In a development that will reverberate through the halls of international law and diplomacy, a United Nations commission has formally accused Israel of committing genocide in Gaza, with a specific focus on the deliberate targeting of children. The report, compiled after months of investigation, presents a damning narrative that challenges the very foundation of the rules-based global order. As someone who has spent years watching the ethical boundaries of technology erode, I find the parallels between algorithmic bias and state-sanctioned violence both haunting and instructive.
The commission's findings are stark. It alleges that Israeli forces, using advanced surveillance and precision weaponry, have systematically identified and killed Palestinian children not as collateral damage but as a tactic of war. The report cites evidence from verified social media footage, satellite imagery, and field interviews to support claims that children were targeted during airstrikes, drone operations, and ground incursions. This is not a case of tragic accidents in a complex urban battlefield. This is a pattern of behaviour that meets the legal definition of genocide, according to the commission.
But what does this mean for a world increasingly dependent on data-driven decisions? The same logic that powers recommendation algorithms and predictive policing is now being deployed in warfare. When a military uses AI to identify targets, it does so based on training data that may embed human biases. If a system is trained on historical patterns of conflict where children were disproportionately killed in certain areas, it may learn to treat those areas as high-value targets, with children as acceptable losses. This is the black mirror of machine learning: precision without ethics, efficiency without empathy.
Israel has, of course, rejected the accusation. Officials have called the report biased, pointing to Hamas's use of civilian infrastructure and the difficulty of avoiding casualties when the enemy deliberately hides among civilians. They argue that the IDF's targeting protocols are among the most rigorous in the world, with lawyers involved in strike approvals. But the commission's evidence suggests that these protocols have been systematically bypassed or mutated into something unrecognisable.
Consider the case of Ahmed al-Arouri, a 12-year-old boy whose family was wiped out in a strike on a residential building. The Israeli military claimed the building housed a Hamas command centre. The commission found no evidence of such a centre, only families sheltering from the war. Ahmed survived but lost both legs and all his siblings. When interviewed, he asked one question: "Why did they want to kill me?" That question now hangs over the entire conflict, unanswered by either side.
The accusation of genocide carries immense weight. It triggers obligations under the Genocide Convention for other nations to intervene, potentially through sanctions, arms embargoes, or even military action. For a tech-expat like me, it also triggers a deeper unease: Are we building tools that enable such atrocities? The same algorithms that optimise supply chains and predict consumer behaviour are now being used to optimise killing. We must ask ourselves: what is the user experience of a society that tolerates this?

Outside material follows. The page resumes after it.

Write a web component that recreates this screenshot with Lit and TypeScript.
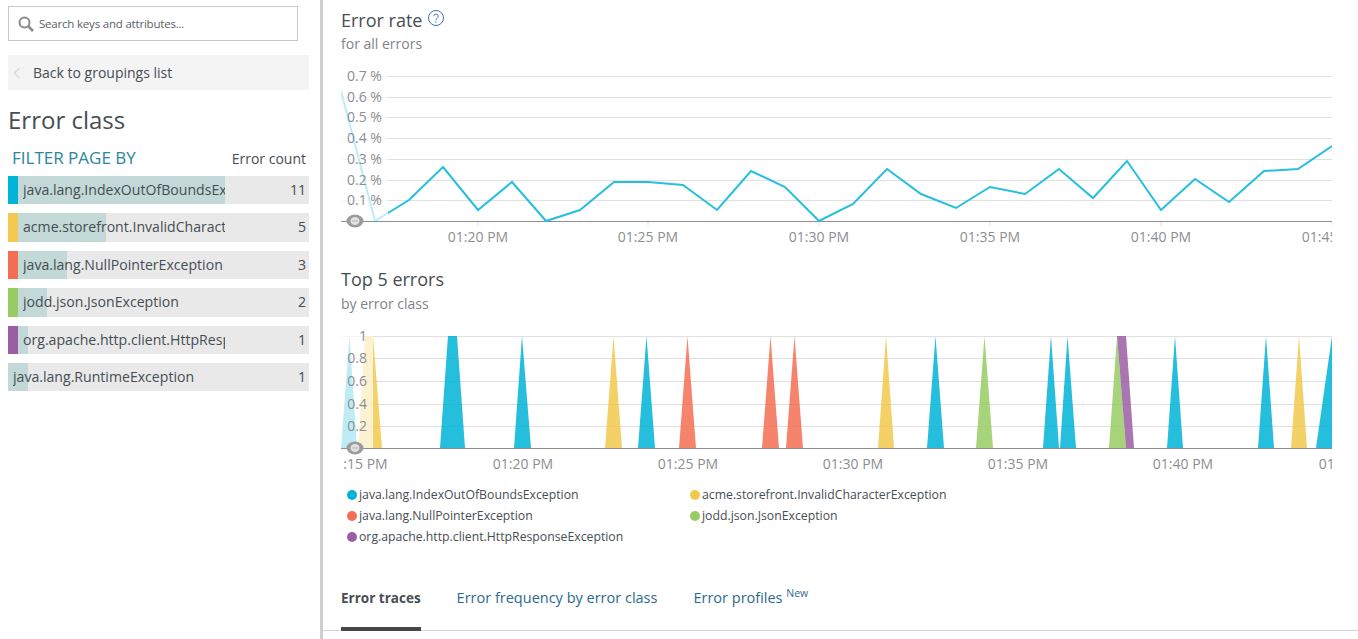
import { LitElement, html, css, svg } from 'lit';
import { customElement } from 'lit/decorators.js';

const BLUE = '#00b3d7';
const YELLOW = '#f2c94c';
const RED = '#f46e54';
const GREEN = '#98cc63';
const PURPLE = '#9b5ea5';

const FILTERS = [
  { name: 'java.lang.IndexOutOfBoundsException', count: 11, fill: 207, color: BLUE },
  { name: 'acme.storefront.InvalidCharacterException', count: 5, fill: 88, color: YELLOW },
  { name: 'java.lang.NullPointerException', count: 3, fill: 49, color: RED },
  { name: 'jodd.json.JsonException', count: 2, fill: 29, color: GREEN },
  { name: 'org.apache.http.client.HttpResponseException', count: 1, fill: 10, color: PURPLE },
  { name: 'java.lang.RuntimeException', count: 1, fill: 20, color: '' },
];

const LEGEND = [
  { name: 'java.lang.IndexOutOfBoundsException', color: BLUE },
  { name: 'acme.storefront.InvalidCharacterException', color: YELLOW },
  { name: 'java.lang.NullPointerException', color: RED },
  { name: 'jodd.json.JsonException', color: GREEN },
  { name: 'org.apache.http.client.HttpResponseException', color: PURPLE },
];

const RATE_POINTS =
  '341,91 375,221 409,200 443,167 478,210 512,182 546,221 580,210 614,182 648,182 683,185 717,210 751,171 785,187 819,221 853,204 887,169 921,194 956,208 990,187 1025,194 1059,169 1093,198 1127,161 1161,210 1195,179 1229,202 1264,171 1298,169 1332,146';

const RATE_GRID = [76, 97, 117, 138, 159, 180, 200];
const RATE_LABELS = ['0.7 %', '0.6 %', '0.5 %', '0.4 %', '0.3 %', '0.2 %', '0.1 %'];
const RATE_TICKS = [
  [478, '01:20 PM'],
  [648, '01:25 PM'],
  [819, '01:30 PM'],
  [990, '01:35 PM'],
  [1161, '01:40 PM'],
  [1332, '01:45 PM'],
] as const;

const TOP_GRID = [336, 358, 381, 404, 426];
const TOP_LABELS = ['1', '0.8', '0.6', '0.4', '0.2'];
const TOP_TICKS = [
  [357.5, '01:15 PM'],
  [523, '01:20 PM'],
  [688, '01:25 PM'],
  [853, '01:30 PM'],
  [1018, '01:35 PM'],
  [1183, '01:40 PM'],
  [1349, '01:45 PM'],
] as const;

// peaks of the stacked chart, [polygon points, colour]
const PEAKS: [string, string][] = [
  ['341,448 349.5,336 357,448', BLUE],
  ['358,448 365,336 373,336 382,448', YELLOW],
  ['440,448 448,336 457,336 465,448', BLUE],
  ['514,448 522,336 531,448', BLUE],
  ['605,448 613.5,336 622,448', YELLOW],
  ['638,448 646.5,336 655,448', BLUE],
  ['679,448 687.5,336 696,448', RED],
  ['762,448 770.5,336 779,448', RED],
  ['786,448 794.5,336 803,448', RED],
  ['878,448 886,336 894,448', YELLOW],
  ['927,448 935.5,336 944,448', BLUE],
  ['976,448 984.5,336 993,448', GREEN],
  ['1043,448 1051,336 1059,448', BLUE],
  ['1060,448 1067.5,336 1076,448', BLUE],
  ['1109,448 1117,336 1126,448', GREEN],
  ['1117,336 1126,336 1134,448 1126,448', PURPLE],
  ['1167,448 1175,336 1183,448', BLUE],
  ['1258,448 1266,336 1274,448', BLUE],
  ['1291,448 1299,336 1307,448', YELLOW],
  ['1316,448 1332,336 1332,448', BLUE],
];

const handle = (x: number, y: number) => svg`
  <ellipse cx=${x} cy=${y} rx="8.5" ry="6.5" fill="#9c9c9c"></ellipse>
  <ellipse cx=${x} cy=${y} rx="4.5" ry="4" fill="#e2e2e2"></ellipse>
  <line x1=${x - 3} x2=${x + 3} y1=${y} y2=${y} stroke="#b5b5b5"></line>
`;

@customElement('filter-row')
class FilterRow extends LitElement {
  static properties = {
    name: {},
    count: { type: Number },
    fill: { type: Number },
    color: {},
  };

  name = '';
  count = 0;
  fill = 0;
  color = '';

  static styles = css`
    :host {
      display: flex;
      height: 28.4px;
      background: #e9e9e9;
      font-size: 14.1px;
      line-height: 28px;
      color: #464e54;
    }

    .swatch {
      flex: 0 0 10px;
    }

    .body {
      flex: 1;
      display: flex;
      min-width: 0;
      background-repeat: no-repeat;
      background-image: linear-gradient(#c2d9d7, #c2d9d7);
    }

    .name {
      width: 202px;
      margin-left: 5px;
      overflow: hidden;
      white-space: nowrap;
    }

    .name_plain {
      width: 212px;
    }

    .count {
      flex: 1;
      text-align: right;
      padding-right: 3px;
    }
  `;

  render() {
    return html`
      ${this.color
        ? html`<div class="swatch" style="background: ${this.color}"></div>`
        : ''}
      <div class="body" style="background-size: ${this.fill}px 100%">
        <div class="name ${this.color ? '' : 'name_plain'}">${this.name}</div>
        <div class="count">${this.count}</div>
      </div>
    `;
  }
}

@customElement('app-root')
class AppRoot extends LitElement {
  static styles = css`
    :host {
      display: flex;
      height: 639px;
      overflow: hidden;
      background: #fff;
      font-family: 'Open Sans', 'Liberation Sans', sans-serif;
      color: #464e54;
    }

    /* Sidebar */
    .sidebar {
      flex: 0 0 320px;
      box-sizing: border-box;
      padding: 6px 11px 0 8px;
    }

    .divider {
      flex: 0 0 3px;
      background: #cfcfcf;
    }

    .search {
      box-sizing: border-box;
      width: 290px;
      height: 35px;
      display: flex;
      align-items: center;
      gap: 5px;
      padding-left: 9px;
      border: 1px solid #c9c9c9;
      font-size: 11.5px;
      letter-spacing: -0.2px;
      color: #5b6166;
    }

    .back {
      height: 35px;
      margin-top: 14px;
      display: flex;
      align-items: center;
      gap: 12px;
      padding-left: 5px;
      background: #f4f4f4;
      font-size: 14px;
    }

    .title {
      margin: 13px 0 0;
      font-size: 24px;
      font-weight: 400;
      line-height: 34px;
    }

    .filter-head {
      display: flex;
      justify-content: space-between;
      align-items: baseline;
      margin-top: 9px;
      padding: 0 3px 0 4px;
      height: 25px;
      font-size: 14px;
    }

    .filter-head__label {
      font-size: 17px;
      color: #2a86a0;
    }

    .filters {
      display: flex;
      flex-direction: column;
      gap: 9px;
      margin-top: 5px;
    }

    /* Main column */
    .main {
      flex: 1;
      min-width: 0;
    }

    .heading {
      padding-left: 18px;
      display: flex;
      align-items: center;
      gap: 5px;
      font-size: 18px;
      line-height: 24px;
    }

    .heading__help {
      margin-top: -4px;
    }

    .subheading {
      padding-left: 18px;
      font-size: 14px;
      line-height: 20px;
      color: #808488;
    }

    .chart {
      display: block;
    }

    .chart text {
      font-family: 'Open Sans', 'Liberation Sans', sans-serif;
      font-size: 14px;
      fill: #8b8e93;
    }

    .rate-head {
      margin-top: 8px;
    }

    .rate-sub {
      margin-top: 2px;
    }

    .rate-chart {
      margin-top: 6px;
    }

    .top-head {
      margin-top: 17px;
    }

    .top-sub {
      margin-top: 3px;
    }

    .top-chart {
      margin-top: 11px;
    }

    .legend {
      display: grid;
      grid-template-columns: 343px auto;
      justify-content: start;
      row-gap: 3px;
      margin: 11px 0 0 24px;
      font-size: 12.25px;
      line-height: 18px;
    }

    .legend__item {
      display: flex;
      align-items: center;
      gap: 2px;
    }

    .legend__dot {
      width: 10px;
      height: 10px;
      border-radius: 50%;
    }

    .tabs {
      margin-top: 39px;
      height: 46px;
      display: flex;
      gap: 36px;
      padding-left: 18px;
      border-bottom: 1px solid #d5d5d5;
      box-sizing: border-box;
      font-size: 14.5px;
      color: #2c6a8f;
    }

    .tab {
      height: 46px;
      line-height: 26px;
      box-sizing: border-box;
    }

    .tab_active {
      font-size: 13.5px;
      font-weight: 700;
      color: #464e54;
      border-bottom: 4px solid #464646;
    }

    .tab sup {
      font-size: 10.5px;
      line-height: 0;
    }
  `;

  renderRateChart() {
    return html`
      <svg class="chart rate-chart" width="1035" height="190" viewBox="323 60 1035 190">
        <defs>
          <clipPath id="rate-clip"><rect x="341" y="60" width="991" height="190"></rect></clipPath>
        </defs>
        ${RATE_GRID.map(
          (y) => svg`<line x1="341" x2="1332" y1=${y + 0.5} y2=${y + 0.5} stroke="#dfe0e0"></line>`
        )}
        <line x1="341" x2="1332" y1="221.5" y2="221.5" stroke="#8e8e8e"></line>
        <g clip-path="url(#rate-clip)">
          ${RATE_TICKS.map(
            ([x, label]) => svg`
              <line x1=${x} x2=${x} y1="222" y2="226" stroke="#dfe0e0"></line>
              <text x=${x} y="242" text-anchor="middle">${label}</text>
            `
          )}
          <polyline points=${RATE_POINTS} fill="none" stroke="#26bfde" stroke-width="2"></polyline>
          <rect x="341" y="60" width="47" height="161" fill="#fff" opacity="0.7"></rect>
        </g>
        ${RATE_LABELS.map(
          (label, i) => svg`<text x="347" y=${RATE_GRID[i] + 5}>${label}</text>`
        )}
        ${handle(355, 221)}
      </svg>
    `;
  }

  renderTopChart() {
    return html`
      <svg class="chart top-chart" width="1035" height="150" viewBox="323 325 1035 150">
        <defs>
          <clipPath id="top-clip"><rect x="341" y="330" width="991" height="145"></rect></clipPath>
        </defs>
        ${TOP_GRID.map(
          (y) => svg`<line x1="341" x2="1332" y1=${y + 0.5} y2=${y + 0.5} stroke="#dfe0e0"></line>`
        )}
        ${PEAKS.map(
          ([points, color]) => svg`<polygon points=${points} fill=${color} opacity="0.85"></polygon>`
        )}
        <rect x="341" y="336" width="32" height="112" fill="#fff" opacity="0.7"></rect>
        ${TOP_LABELS.map(
          (label, i) => svg`<text x="367" y=${TOP_GRID[i] + 5} text-anchor="end">${label}</text>`
        )}
        <line x1="341" x2="1332" y1="448.5" y2="448.5" stroke="#8e8e8e"></line>
        <g clip-path="url(#top-clip)">
          ${TOP_TICKS.map(
            ([x, label]) => svg`<text x=${x} y="469" text-anchor="middle">${label}</text>`
          )}
        </g>
        ${handle(355, 448)}
      </svg>
    `;
  }

  render() {
    return html`
      <aside class="sidebar">
        <div class="search">
          <svg width="16" height="16" viewBox="0 0 16 16">
            <circle cx="6.5" cy="6.5" r="5" fill="none" stroke="#8a8a8a" stroke-width="2"></circle>
            <path d="M10.4 10.4 15 15" stroke="#8a8a8a" stroke-width="2.6" fill="none"></path>
          </svg>
          Search keys and attributes...
        </div>
        <div class="back">
          <svg width="8" height="12" viewBox="0 0 8 12">
            <path d="M6.5 1 1.5 6l5 5" fill="none" stroke="#c4c4c4" stroke-width="1"></path>
          </svg>
          Back to groupings list
        </div>
        <h2 class="title">Error class</h2>
        <div class="filter-head">
          <span class="filter-head__label">FILTER PAGE BY</span>
          <span>Error count</span>
        </div>
        <div class="filters">
          ${FILTERS.map(
            (f) => html`<filter-row
              .name=${f.name}
              .count=${f.count}
              .fill=${f.fill}
              .color=${f.color}
            ></filter-row>`
          )}
        </div>
      </aside>
      <div class="divider"></div>
      <main class="main">
        <div class="heading rate-head">
          Error rate
          <svg class="heading__help" width="18" height="18" viewBox="0 0 18 18">
            <circle cx="9" cy="9" r="7.5" fill="none" stroke="#4a6fb8" stroke-width="1"></circle>
            <path d="M6.8 7.2a2.2 2.2 0 1 1 3.4 1.9c-.8.5-1.2 1-1.2 1.9" fill="none" stroke="#4a6fb8" stroke-width="1"></path>
            <circle cx="9" cy="13" r=".7" fill="#4a6fb8"></circle>
          </svg>
        </div>
        <div class="subheading rate-sub">for all errors</div>
        ${this.renderRateChart()}
        <div class="heading top-head">Top 5 errors</div>
        <div class="subheading top-sub">by error class</div>
        ${this.renderTopChart()}
        <div class="legend">
          ${LEGEND.map(
            (item) => html`
              <div class="legend__item">
                <span class="legend__dot" style="background: ${item.color}"></span>
                ${item.name}
              </div>
            `
          )}
        </div>
        <nav class="tabs">
          <div class="tab tab_active">Error traces</div>
          <div class="tab">Error frequency by error class</div>
          <div class="tab">Error profiles <sup>New</sup></div>
        </nav>
      </main>
    `;
  }
}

Digital sovereignty adds another layer. Social media platforms have become battlefields in this war of narratives. Israeli accounts amplify claims of anti-Semitism and Hamas's brutality. Palestinian accounts show dead children. The algorithms that determine what we see are not neutral. They are optimised for engagement, which often means outrage. The commission's report will likely be suppressed or shadow-banned on some platforms, while amplified on others. This is the fragmentation of truth in a digital age.
Where does this leave us? The UN commission has done its job. Now it is up to nation-states, civil society, and citizens to determine whether the word "genocide" still has meaning. For me, a technologist who once believed that better data would lead to better decisions, this is a sobering moment. The future is here, and it is not the utopia I was promised. It is a place where children are targeted by autonomous systems and their deaths are debated in comment sections. The question is not whether genocide is happening, but whether we have the moral courage to stop it.
As we watch these events unfold, we must remember that technology is not neutral. It amplifies intent. If the intent is genocide, the technology will enable it with terrifying precision. The user experience of society is broken. We need a patch. And we need it now.